Снова путь наружу. Кожу на животе саднит. Может, перевернуться на спину и цепляться за камни, подтягиваясь?
А ещё некоторые пропагандировали кровопой как замену сексу — сейчас эта идеология ушла в подполье, но всё ещё существует. Мол, и наслаждение особенное, и хранит отношения «чистыми». Духовная связь вместо низменного желания. Что правда, то правда, удовольствие в этом есть, но проверить, насколько оно способно заменить секс, у меня вряд ли получится: для этого нужно найти генномодифицированную девушку, да ещё и влюбиться в неё для полноты эксперимента. Если мужчины-мутанты ещё иногда живут среди людей, то женщины предпочитают не покидать границы гетто. Лично я знаю только одну, переехавшую к мужу в человеческий город, но она выглядит как обычная и ото всех скрывает, что мутантка.
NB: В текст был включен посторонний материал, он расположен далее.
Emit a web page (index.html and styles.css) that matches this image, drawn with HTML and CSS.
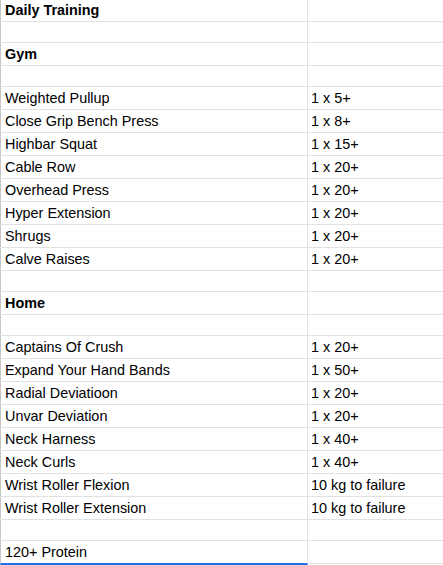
FILE: index.html
```html
<!DOCTYPE html>
<html>
<head>
<meta charset="utf-8">
<link rel="stylesheet" href="styles.css">
</head>
<body>
<div class="sheet">
  <div class="row first bold"><div class="c1">Daily Training</div><div class="c2"></div></div>
  <div class="row blank"><div class="c1"></div><div class="c2"></div></div>
  <div class="row bold"><div class="c1">Gym</div><div class="c2"></div></div>
  <div class="row blank"><div class="c1"></div><div class="c2"></div></div>
  <div class="row"><div class="c1">Weighted Pullup</div><div class="c2">1 x 5+</div></div>
  <div class="row"><div class="c1">Close Grip Bench Press</div><div class="c2">1 x 8+</div></div>
  <div class="row"><div class="c1">Highbar Squat</div><div class="c2">1 x 15+</div></div>
  <div class="row"><div class="c1">Cable Row</div><div class="c2">1 x 20+</div></div>
  <div class="row"><div class="c1">Overhead Press</div><div class="c2">1 x 20+</div></div>
  <div class="row"><div class="c1">Hyper Extension</div><div class="c2">1 x 20+</div></div>
  <div class="row"><div class="c1">Shrugs</div><div class="c2">1 x 20+</div></div>
  <div class="row"><div class="c1">Calve Raises</div><div class="c2">1 x 20+</div></div>
  <div class="row blank"><div class="c1"></div><div class="c2"></div></div>
  <div class="row bold"><div class="c1">Home</div><div class="c2"></div></div>
  <div class="row blank"><div class="c1"></div><div class="c2"></div></div>
  <div class="row"><div class="c1">Captains Of Crush</div><div class="c2">1 x 20+</div></div>
  <div class="row"><div class="c1">Expand Your Hand Bands</div><div class="c2">1 x 50+</div></div>
  <div class="row"><div class="c1">Radial Deviatioon</div><div class="c2">1 x 20+</div></div>
  <div class="row"><div class="c1">Unvar Deviation</div><div class="c2">1 x 20+</div></div>
  <div class="row"><div class="c1">Neck Harness</div><div class="c2">1 x 40+</div></div>
  <div class="row"><div class="c1">Neck Curls</div><div class="c2">1 x 40+</div></div>
  <div class="row"><div class="c1">Wrist Roller Flexion</div><div class="c2">10 kg to failure</div></div>
  <div class="row"><div class="c1">Wrist Roller Extension</div><div class="c2">10 kg to failure</div></div>
  <div class="row blank"><div class="c1"></div><div class="c2"></div></div>
  <div class="row last"><div class="c1">120+ Protein</div><div class="c2"></div></div>
</div>
</body>
</html>
```

FILE: styles.css
```css
html, body {
  margin: 0;
  padding: 0;
  background: #ffffff;
}

.sheet {
  width: 443px;
  height: 565px;
  overflow: hidden;
  font-family: "Liberation Sans", Arial, sans-serif;
  font-size: 14.4px;
  color: #000000;
}

.row {
  display: grid;
  grid-template-columns: 308px 1fr;
  height: 22px;
  border-bottom: 1px solid #e2e2e3;
}

.row.first {
  height: 21px;
}

.row.blank {
  height: 20px;
}

.row.bold {
  font-weight: bold;
}

.c1,
.c2 {
  line-height: 17px;
  padding-top: 3px;
  white-space: nowrap;
  overflow: hidden;
}

.c1 {
  border-left: 1px solid #c6c6c6;
  border-right: 1px solid #e2e2e3;
  padding-left: 4px;
}

.c2 {
  padding-left: 3px;
}

.row.first .c1,
.row.first .c2 {
  padding-top: 2px;
}

.row.last {
  height: 24px;
  border-bottom: none;
}

.row.last .c1 {
  height: 19px;
  border-bottom: 2px solid #1a73e8;
}

.row.last .c2 {
  height: 19px;
  border-bottom: 1px solid #e2e2e3;
}
```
Эх, я бы, конечно, не отказался от красивой девчонки, но безвылазно сидеть в гетто ради этого? Вот уж скука. Я не променяю свою жизнь на безопасность Данбурга или любого другого города мутантов. Да, сегодня много людей погибло. Хороших парней. Но я пока ещё жив. Дышу холодным воздухом, цепляюсь пальцами за каменные откосы, разглядываю незнакомые звёзды над головой — в отличие от тусклого солнца, они сверкают как острия игл. Бросить всё это ради милого домика с клумбой и безопасной работы? Пф!
Ночь длится и длится, прыгать в поисках козлов уже надоело, сердце тяжело колотится — чёртов воздух! — но нужно продолжать. Тёмное и светлое время суток здесь длятся примерно по шестнадцать часов. Сейчас наедимся до отвала, днём поспим, а завтра ночью отправимся в путь.